## start Data section

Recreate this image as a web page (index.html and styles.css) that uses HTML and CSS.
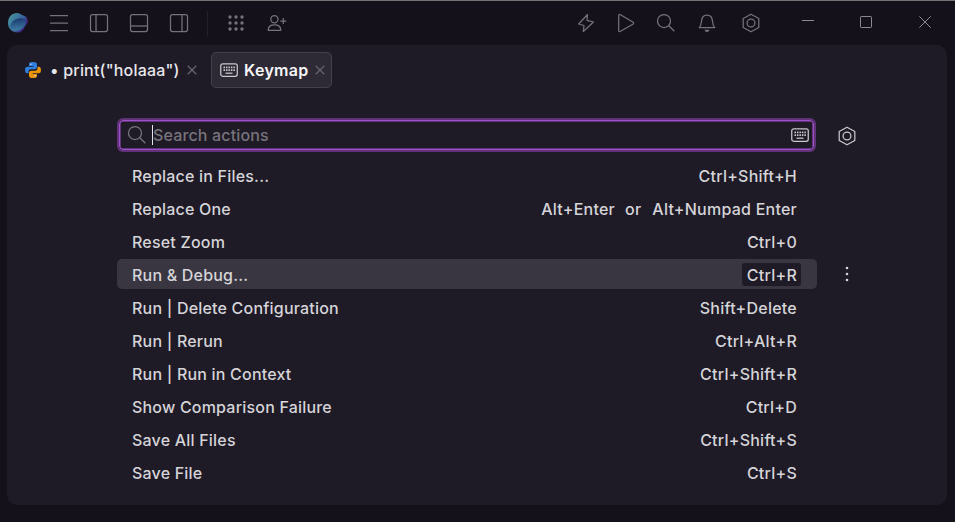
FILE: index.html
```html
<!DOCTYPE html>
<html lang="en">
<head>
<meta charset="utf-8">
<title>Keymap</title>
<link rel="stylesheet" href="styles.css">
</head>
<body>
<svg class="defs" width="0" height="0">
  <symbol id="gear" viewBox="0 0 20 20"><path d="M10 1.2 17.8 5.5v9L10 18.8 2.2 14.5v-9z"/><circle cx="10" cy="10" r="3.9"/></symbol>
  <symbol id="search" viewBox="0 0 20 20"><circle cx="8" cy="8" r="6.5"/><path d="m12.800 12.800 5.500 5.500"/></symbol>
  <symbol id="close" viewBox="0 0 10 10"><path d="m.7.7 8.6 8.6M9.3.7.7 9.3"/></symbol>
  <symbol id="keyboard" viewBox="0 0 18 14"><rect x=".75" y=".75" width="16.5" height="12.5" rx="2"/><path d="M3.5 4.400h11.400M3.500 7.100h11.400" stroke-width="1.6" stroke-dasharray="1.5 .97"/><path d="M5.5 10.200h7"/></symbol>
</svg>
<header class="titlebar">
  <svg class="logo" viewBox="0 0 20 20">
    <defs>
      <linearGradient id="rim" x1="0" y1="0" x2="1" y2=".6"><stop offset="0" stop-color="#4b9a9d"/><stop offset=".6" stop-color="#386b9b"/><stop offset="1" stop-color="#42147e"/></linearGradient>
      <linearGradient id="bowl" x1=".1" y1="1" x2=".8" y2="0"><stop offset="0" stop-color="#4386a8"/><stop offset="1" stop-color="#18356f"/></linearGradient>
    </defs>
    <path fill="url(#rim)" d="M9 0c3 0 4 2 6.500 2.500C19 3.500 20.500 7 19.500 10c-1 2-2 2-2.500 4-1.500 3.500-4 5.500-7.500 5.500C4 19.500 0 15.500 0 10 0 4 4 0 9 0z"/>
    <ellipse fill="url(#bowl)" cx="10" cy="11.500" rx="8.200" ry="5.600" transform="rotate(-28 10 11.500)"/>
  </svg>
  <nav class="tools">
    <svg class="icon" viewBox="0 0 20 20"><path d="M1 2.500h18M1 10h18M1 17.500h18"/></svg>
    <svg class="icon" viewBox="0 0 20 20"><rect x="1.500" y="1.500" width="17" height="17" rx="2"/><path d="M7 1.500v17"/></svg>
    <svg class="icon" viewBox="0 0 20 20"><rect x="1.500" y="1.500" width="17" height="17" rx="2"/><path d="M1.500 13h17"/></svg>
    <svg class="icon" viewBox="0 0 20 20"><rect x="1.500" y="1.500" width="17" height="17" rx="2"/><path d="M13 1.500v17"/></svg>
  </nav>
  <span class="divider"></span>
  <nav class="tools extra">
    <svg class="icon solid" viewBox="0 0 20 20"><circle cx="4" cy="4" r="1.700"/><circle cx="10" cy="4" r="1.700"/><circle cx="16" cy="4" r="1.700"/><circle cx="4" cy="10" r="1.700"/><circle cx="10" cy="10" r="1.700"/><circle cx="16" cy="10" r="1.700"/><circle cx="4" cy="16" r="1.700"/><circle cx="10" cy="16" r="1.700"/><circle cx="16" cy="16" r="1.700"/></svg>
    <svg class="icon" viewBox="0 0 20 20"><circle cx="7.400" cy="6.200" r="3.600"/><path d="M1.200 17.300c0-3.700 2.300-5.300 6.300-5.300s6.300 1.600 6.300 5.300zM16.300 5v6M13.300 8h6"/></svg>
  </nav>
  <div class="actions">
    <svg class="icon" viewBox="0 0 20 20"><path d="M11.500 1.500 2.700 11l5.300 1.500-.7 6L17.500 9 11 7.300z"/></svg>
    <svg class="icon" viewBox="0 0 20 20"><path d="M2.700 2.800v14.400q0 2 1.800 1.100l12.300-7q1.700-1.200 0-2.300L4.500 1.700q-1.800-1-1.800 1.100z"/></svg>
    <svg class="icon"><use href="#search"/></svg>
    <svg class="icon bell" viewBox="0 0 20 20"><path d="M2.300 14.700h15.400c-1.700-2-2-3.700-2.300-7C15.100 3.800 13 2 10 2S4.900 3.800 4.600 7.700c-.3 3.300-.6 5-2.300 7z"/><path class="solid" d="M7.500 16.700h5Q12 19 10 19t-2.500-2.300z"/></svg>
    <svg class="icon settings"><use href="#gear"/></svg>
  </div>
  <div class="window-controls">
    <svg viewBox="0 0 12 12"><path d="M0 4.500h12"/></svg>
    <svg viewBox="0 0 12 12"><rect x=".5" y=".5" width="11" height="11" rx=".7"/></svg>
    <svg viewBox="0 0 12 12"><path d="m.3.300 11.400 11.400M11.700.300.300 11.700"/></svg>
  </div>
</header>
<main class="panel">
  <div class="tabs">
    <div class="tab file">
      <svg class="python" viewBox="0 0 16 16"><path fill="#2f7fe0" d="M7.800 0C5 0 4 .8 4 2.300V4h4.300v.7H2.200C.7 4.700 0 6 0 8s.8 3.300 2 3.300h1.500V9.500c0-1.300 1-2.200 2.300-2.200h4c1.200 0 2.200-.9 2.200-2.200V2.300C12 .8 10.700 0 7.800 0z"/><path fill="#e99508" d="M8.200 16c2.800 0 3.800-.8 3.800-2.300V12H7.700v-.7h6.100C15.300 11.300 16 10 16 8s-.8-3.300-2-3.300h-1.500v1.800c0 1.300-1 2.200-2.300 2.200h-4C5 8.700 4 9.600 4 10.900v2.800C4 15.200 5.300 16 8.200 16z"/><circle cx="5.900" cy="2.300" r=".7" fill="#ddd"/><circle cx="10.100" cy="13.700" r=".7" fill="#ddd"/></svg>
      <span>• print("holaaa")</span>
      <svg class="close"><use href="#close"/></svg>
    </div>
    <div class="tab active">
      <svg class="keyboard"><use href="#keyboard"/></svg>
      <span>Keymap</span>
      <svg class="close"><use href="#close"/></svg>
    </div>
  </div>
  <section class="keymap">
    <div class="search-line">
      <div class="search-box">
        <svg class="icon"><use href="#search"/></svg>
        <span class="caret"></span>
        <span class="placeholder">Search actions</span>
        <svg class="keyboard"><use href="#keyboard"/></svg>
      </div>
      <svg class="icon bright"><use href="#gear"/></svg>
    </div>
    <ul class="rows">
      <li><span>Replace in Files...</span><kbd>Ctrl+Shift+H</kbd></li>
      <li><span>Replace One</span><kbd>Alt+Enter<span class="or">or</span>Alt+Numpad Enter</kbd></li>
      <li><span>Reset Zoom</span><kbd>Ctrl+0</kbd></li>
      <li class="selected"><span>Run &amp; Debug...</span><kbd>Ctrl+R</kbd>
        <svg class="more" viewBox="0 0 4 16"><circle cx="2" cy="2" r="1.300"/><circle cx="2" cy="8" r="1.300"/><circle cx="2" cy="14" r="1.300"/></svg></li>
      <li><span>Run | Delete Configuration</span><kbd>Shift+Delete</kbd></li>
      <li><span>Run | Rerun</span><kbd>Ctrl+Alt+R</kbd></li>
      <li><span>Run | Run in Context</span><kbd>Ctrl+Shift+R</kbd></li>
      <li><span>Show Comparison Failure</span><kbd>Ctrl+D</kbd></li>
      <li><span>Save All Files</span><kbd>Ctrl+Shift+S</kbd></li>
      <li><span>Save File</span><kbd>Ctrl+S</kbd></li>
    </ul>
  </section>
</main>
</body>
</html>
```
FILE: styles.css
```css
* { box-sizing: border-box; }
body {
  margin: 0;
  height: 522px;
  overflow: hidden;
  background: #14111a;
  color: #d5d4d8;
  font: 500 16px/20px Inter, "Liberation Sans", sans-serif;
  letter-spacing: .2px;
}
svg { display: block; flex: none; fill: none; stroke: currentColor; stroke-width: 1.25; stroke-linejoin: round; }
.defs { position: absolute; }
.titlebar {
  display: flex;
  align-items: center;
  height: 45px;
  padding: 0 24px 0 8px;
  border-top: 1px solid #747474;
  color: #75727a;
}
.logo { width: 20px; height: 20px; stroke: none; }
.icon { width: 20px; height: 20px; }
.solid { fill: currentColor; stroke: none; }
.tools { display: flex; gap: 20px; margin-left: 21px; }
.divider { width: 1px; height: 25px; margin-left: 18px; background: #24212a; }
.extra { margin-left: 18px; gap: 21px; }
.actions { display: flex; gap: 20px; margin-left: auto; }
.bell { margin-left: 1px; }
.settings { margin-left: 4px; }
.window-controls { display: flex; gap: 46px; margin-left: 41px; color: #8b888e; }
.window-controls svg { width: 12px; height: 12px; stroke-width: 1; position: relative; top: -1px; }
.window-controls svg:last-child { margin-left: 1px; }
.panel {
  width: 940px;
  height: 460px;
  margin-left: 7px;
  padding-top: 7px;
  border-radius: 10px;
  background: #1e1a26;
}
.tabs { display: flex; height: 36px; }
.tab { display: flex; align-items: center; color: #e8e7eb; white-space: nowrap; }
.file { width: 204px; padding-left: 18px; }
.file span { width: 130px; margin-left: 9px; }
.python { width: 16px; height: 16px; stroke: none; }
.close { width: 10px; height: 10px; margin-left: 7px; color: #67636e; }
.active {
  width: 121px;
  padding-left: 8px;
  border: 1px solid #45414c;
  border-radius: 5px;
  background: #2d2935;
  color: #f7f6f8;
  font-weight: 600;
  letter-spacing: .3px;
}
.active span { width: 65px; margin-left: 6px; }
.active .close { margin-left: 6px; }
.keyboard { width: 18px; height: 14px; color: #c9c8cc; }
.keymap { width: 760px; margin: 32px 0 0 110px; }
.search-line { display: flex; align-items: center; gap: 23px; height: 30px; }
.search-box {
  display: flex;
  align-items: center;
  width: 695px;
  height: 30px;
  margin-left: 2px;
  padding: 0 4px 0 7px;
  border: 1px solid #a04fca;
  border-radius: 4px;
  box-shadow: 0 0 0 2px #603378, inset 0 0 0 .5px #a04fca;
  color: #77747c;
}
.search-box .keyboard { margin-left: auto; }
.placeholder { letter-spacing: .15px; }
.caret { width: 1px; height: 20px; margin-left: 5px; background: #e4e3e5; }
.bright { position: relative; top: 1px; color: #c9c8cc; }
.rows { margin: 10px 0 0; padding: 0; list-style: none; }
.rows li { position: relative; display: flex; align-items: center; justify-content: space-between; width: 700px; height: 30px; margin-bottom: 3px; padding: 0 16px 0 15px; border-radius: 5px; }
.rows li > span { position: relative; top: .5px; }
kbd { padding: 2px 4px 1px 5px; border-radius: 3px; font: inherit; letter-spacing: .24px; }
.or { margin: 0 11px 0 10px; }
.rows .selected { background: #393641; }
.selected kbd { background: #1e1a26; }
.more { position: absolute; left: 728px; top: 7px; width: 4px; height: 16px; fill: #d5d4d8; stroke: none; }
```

## end Data section

**Exercise details:** Every line in the data above that contains "styles" needs to be copied.

**Expected answer:**
Recreate this image as a web page (index.html and styles.css) that uses HTML and CSS.
<link rel="stylesheet" href="styles.css">
FILE: styles.css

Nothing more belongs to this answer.